Egypt’s Petroleum Air Services (PAS) is fanning out into the Middle East to win new work, particularly in the oil-and-gas segment, even as it looks to expand its fixed-wing operations.
“We are the sole service provider for all oil-and-gas companies in Egypt,” Hany Abdoun, PAS’s assistant chairman, told AIN. The U.S. Energy Information Administration says Egypt is the largest non-OPEC oil producer in Africa and the second largest dry natural gas producer on the continent.
New gas concession rights have been granted in the last two years in the Mediterranean for international companies, he said, among them Italy’s ENI and the UK’s British Petroleum.
“In the Gulf of Suez, they started production in the 1950s. Wells are old. But companies are interested in getting more production.”
PAS’s helicopter fleet work is 99 percent serving oil-and-gas companies, for which the company provides daily crew change to rigs or platforms in the Gulf of Suez (oil exploration) and the Mediterranean (gas).
To serve the growing market the company has positioned its helicopter bases around the country. In the Mediterranean area, these are at Alexandria Al Nuzha Airport, Port Said and Sidi Kreir. It has Gulf of Suez bases at Ras Shukeir, Ras Gharib, Zeit Bay, El Gouna and Hurghada, and a Sinai base at Abu Rudeis. Its main heli-service center is at the small oil terminal port of Ras Badran in the Sinai, five kilometers north of Abu Rudeis.
PAS has fleet expansion plans, to meet oil and gas demand. The company signed a letter of intent at the Dubai Airshow for the Bell 525 Relentless. In addition, it is looking to extend beyond Egypt. It has ambitions to work in West Africa and is also looking at establishing bases in Cyprus and Malta. “We are in the process of registering our company with oil and gas companies [outside Egypt],” said Abdoun.

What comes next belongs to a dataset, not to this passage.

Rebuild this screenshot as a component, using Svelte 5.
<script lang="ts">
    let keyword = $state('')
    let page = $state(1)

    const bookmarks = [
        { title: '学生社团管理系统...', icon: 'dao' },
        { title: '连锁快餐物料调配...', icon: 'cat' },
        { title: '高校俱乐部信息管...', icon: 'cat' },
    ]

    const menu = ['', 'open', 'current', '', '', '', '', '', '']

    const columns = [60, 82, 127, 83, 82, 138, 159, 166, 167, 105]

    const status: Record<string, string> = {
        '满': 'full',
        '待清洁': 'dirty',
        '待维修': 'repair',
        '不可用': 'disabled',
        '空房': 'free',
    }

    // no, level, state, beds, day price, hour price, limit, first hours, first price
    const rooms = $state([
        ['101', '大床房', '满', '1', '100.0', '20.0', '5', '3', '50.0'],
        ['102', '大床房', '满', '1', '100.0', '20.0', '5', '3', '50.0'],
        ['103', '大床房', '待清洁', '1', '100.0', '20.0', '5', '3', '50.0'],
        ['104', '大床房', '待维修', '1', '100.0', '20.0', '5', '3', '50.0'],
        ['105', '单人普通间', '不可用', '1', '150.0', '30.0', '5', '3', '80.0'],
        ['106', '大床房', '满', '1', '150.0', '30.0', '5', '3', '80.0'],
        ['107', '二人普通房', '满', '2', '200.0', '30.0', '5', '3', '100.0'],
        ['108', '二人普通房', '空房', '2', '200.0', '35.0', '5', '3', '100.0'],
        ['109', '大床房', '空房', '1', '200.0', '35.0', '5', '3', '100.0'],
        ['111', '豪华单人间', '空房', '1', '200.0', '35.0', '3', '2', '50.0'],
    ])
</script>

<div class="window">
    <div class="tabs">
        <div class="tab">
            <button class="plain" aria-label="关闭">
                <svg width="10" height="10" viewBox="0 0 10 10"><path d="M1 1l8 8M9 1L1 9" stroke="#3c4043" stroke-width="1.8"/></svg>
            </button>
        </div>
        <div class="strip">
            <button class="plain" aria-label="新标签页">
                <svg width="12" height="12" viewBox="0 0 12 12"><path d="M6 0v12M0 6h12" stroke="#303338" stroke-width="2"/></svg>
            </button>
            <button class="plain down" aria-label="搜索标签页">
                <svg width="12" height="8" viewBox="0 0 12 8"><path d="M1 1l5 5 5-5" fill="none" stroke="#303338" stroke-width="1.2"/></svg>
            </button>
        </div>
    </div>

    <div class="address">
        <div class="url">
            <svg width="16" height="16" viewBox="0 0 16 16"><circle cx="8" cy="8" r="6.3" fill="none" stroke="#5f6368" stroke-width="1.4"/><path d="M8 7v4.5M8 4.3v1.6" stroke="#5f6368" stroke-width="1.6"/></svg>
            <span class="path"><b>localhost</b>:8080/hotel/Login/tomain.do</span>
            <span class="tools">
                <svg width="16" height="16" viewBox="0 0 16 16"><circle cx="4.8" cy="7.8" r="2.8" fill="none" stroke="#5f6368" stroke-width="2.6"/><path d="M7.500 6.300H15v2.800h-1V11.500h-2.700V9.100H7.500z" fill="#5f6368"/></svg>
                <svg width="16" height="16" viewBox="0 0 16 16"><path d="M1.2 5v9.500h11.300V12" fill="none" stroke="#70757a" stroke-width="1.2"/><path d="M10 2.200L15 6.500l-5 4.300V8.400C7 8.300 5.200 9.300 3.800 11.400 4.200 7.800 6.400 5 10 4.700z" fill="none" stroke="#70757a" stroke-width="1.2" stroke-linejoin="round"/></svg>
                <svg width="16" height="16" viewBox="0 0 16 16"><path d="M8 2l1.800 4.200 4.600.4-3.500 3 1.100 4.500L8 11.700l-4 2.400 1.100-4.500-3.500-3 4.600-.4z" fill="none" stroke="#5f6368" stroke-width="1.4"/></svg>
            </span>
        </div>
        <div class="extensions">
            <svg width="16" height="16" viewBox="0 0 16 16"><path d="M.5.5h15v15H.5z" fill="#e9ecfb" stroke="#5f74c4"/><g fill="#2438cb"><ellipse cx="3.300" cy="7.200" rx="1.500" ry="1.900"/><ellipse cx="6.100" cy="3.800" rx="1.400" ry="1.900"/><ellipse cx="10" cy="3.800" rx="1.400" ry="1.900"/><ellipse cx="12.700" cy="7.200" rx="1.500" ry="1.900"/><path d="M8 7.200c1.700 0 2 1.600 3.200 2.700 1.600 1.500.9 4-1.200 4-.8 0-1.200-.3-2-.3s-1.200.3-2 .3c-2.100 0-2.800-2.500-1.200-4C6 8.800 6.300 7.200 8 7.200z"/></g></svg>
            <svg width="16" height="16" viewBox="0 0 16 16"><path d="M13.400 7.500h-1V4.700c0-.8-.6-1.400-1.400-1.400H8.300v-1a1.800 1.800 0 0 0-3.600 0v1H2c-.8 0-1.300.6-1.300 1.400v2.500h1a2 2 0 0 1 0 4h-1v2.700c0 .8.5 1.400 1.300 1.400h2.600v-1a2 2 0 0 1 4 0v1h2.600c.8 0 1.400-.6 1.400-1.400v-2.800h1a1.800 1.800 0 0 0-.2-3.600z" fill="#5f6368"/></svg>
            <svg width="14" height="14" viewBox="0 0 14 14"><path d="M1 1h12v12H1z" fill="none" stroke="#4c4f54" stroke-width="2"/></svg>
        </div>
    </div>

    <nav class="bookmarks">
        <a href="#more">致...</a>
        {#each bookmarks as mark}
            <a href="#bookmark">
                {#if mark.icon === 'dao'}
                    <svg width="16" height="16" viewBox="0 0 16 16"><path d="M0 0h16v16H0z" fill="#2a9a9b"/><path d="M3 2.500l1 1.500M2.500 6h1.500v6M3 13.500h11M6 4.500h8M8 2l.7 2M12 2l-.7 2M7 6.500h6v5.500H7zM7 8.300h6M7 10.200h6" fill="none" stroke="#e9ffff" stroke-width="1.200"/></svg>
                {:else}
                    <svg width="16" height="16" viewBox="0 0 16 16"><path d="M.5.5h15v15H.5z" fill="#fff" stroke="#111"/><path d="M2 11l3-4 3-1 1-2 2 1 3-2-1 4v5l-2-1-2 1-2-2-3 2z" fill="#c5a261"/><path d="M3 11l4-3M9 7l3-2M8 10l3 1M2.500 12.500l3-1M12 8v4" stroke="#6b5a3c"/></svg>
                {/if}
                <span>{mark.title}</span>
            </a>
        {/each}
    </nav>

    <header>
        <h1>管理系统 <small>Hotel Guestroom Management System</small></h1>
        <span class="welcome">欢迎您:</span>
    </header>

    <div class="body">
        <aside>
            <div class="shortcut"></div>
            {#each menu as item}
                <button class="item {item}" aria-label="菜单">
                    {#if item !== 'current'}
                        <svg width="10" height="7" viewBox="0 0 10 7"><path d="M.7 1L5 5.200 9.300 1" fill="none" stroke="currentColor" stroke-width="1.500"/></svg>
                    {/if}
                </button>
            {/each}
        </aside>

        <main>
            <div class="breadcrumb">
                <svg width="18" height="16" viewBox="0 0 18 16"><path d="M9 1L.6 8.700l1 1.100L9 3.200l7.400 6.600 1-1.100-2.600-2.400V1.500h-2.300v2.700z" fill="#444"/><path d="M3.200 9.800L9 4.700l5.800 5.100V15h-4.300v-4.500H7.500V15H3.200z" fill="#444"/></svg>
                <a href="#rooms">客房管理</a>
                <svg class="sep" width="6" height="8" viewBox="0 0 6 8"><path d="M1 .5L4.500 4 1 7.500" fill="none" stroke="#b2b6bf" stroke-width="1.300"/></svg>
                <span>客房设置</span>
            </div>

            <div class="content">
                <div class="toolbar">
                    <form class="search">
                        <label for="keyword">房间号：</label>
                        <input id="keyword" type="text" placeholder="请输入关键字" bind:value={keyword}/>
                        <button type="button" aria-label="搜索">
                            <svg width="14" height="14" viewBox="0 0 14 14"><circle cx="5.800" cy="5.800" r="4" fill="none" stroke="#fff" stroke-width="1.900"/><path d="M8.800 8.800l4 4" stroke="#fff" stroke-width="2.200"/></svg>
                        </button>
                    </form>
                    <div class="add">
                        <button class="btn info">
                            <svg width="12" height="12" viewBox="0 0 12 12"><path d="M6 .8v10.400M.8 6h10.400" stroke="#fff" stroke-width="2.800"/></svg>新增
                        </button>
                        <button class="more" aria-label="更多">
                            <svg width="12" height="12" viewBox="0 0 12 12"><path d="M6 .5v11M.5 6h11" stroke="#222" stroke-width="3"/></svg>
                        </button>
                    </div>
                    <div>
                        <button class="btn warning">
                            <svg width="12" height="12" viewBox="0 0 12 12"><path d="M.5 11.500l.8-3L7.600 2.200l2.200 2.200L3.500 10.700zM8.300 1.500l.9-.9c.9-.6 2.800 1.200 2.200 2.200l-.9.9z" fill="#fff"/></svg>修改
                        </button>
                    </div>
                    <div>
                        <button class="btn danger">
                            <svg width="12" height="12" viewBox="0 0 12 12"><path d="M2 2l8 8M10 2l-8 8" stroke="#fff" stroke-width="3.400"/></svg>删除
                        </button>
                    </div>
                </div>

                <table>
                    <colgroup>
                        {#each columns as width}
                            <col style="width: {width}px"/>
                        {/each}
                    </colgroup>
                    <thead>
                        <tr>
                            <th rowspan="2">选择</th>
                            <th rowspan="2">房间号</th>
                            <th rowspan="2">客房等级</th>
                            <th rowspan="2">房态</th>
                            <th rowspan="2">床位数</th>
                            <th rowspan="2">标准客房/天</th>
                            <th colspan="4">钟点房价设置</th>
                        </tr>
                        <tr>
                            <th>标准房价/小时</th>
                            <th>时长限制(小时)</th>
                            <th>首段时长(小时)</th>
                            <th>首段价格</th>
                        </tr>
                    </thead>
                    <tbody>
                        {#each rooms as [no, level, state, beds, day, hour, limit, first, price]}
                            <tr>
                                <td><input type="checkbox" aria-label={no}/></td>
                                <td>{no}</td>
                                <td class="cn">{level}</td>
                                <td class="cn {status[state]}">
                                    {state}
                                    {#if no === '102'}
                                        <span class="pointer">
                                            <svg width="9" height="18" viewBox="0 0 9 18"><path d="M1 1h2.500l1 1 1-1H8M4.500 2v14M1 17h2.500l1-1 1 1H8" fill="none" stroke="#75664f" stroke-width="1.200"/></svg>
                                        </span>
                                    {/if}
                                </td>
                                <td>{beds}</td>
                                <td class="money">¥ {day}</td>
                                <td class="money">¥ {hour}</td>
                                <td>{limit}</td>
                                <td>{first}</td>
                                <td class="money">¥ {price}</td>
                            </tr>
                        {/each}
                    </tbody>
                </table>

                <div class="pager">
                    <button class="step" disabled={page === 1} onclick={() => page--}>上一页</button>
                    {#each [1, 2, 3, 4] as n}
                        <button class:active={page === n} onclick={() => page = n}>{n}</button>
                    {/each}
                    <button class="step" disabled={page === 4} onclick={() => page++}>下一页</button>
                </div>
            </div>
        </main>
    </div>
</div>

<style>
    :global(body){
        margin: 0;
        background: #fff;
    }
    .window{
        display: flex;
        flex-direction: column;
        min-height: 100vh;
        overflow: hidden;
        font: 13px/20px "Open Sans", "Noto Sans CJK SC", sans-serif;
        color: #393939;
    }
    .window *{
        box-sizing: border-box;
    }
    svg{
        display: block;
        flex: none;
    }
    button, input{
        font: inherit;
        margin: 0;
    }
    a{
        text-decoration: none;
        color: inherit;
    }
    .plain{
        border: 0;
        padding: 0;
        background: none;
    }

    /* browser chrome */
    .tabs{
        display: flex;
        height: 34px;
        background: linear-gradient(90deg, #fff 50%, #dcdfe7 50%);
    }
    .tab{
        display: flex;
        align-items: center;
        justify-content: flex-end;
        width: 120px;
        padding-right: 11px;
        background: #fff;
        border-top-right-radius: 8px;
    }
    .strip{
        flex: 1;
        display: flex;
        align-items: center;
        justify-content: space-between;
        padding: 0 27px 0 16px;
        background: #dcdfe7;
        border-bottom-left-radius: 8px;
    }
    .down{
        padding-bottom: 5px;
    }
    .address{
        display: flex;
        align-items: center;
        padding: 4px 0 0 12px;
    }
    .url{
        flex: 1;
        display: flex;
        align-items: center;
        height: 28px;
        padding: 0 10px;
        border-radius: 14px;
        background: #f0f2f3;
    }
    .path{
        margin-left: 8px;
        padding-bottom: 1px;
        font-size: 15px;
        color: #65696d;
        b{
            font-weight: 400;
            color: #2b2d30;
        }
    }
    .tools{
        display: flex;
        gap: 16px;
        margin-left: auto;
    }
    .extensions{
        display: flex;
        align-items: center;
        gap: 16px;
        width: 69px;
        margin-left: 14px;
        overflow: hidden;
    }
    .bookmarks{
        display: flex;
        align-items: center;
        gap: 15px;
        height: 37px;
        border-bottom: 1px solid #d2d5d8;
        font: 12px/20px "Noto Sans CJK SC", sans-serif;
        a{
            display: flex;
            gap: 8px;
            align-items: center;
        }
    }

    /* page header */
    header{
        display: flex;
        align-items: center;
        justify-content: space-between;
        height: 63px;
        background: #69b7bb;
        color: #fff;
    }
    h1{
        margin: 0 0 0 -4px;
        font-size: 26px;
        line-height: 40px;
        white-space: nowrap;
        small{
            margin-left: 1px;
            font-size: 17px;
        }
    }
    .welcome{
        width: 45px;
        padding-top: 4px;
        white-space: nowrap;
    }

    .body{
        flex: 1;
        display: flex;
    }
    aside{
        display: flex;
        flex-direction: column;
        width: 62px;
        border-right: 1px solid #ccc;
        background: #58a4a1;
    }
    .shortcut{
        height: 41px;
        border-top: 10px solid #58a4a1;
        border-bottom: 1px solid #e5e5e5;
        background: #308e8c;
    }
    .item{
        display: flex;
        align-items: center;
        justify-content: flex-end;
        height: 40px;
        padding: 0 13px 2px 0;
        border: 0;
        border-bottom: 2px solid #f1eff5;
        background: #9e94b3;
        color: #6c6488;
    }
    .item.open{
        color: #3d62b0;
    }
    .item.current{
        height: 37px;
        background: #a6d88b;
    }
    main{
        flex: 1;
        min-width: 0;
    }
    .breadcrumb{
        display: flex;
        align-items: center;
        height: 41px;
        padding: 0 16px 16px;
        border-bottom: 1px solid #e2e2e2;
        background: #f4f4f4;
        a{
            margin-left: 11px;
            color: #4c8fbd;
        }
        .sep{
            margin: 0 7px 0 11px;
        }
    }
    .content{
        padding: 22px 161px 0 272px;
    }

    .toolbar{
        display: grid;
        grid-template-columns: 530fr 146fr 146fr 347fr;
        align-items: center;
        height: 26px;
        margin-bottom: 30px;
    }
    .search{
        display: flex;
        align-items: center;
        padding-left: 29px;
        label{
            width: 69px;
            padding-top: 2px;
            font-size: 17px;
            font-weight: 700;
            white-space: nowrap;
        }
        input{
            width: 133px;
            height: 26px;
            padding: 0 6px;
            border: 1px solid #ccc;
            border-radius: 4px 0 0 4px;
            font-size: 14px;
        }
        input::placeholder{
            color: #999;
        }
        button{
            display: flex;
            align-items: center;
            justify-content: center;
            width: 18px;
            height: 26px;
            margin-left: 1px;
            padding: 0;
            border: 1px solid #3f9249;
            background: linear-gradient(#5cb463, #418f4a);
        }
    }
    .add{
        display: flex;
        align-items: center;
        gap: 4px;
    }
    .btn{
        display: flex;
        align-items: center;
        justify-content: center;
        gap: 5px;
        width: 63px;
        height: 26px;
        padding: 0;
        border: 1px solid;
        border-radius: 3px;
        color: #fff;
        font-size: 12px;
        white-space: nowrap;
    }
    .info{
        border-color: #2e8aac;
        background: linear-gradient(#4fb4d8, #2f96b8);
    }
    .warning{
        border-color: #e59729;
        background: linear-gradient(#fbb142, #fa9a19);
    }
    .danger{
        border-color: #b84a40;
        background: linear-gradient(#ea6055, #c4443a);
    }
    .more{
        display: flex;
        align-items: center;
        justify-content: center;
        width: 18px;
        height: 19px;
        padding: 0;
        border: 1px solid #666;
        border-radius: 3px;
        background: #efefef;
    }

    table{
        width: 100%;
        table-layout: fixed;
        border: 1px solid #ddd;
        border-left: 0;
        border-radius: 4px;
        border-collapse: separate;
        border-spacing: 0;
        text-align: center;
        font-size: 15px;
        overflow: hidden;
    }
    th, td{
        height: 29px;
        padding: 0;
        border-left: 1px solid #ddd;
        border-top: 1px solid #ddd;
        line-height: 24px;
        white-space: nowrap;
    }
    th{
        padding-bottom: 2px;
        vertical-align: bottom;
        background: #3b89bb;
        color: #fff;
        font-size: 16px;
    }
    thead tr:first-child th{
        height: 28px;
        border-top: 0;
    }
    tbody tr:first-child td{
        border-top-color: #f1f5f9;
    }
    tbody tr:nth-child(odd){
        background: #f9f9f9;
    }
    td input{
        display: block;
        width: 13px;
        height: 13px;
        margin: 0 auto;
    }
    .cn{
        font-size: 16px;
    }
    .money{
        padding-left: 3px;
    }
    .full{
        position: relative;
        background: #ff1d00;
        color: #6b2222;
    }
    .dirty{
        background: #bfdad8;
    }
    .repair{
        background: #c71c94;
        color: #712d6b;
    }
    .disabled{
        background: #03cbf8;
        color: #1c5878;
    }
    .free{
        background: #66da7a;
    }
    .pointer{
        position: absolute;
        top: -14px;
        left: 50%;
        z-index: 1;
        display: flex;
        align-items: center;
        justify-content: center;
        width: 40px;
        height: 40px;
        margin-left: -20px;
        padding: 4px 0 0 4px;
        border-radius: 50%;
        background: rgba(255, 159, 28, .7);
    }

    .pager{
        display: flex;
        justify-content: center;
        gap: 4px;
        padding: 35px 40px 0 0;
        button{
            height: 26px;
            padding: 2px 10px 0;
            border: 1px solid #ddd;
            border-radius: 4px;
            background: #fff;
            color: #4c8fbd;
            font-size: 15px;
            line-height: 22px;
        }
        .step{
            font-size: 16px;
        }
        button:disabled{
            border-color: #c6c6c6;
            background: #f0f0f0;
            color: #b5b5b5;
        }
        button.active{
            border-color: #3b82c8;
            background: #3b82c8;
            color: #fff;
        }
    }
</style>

In March the company received certification from Bell Helicopter as a North Africa customer service facility.
Fixed-wing Operation
The company also has plans to expand the business beyond helicopter operations. It has a fleet of 38 helicopters and seven fixed-wing aircraft (five Dash-8 Q300s and two CRJ 900s). The fixed-wing aircraft operate charters and the company is pursuing approval from the Egyptian CAA to fly scheduled fixed-wing services later this year.
These would be to oil companies in Basra, Iraq; and Yanbu, Saudi Arabia. “There is no other direct flight from Cairo to Basra. We go through Saudi Arabia and Kuwait.”
PAS is an EASA-approved third country operator (TCO).
It conducts aerial survey operations, rescue, ambulance, aerial photography, pollution control, pipeline surveillance, air taxi services and charter flights, and repair and maintenance in-house and for third parties. Its fixed-wing main base is at Cairo International Airport.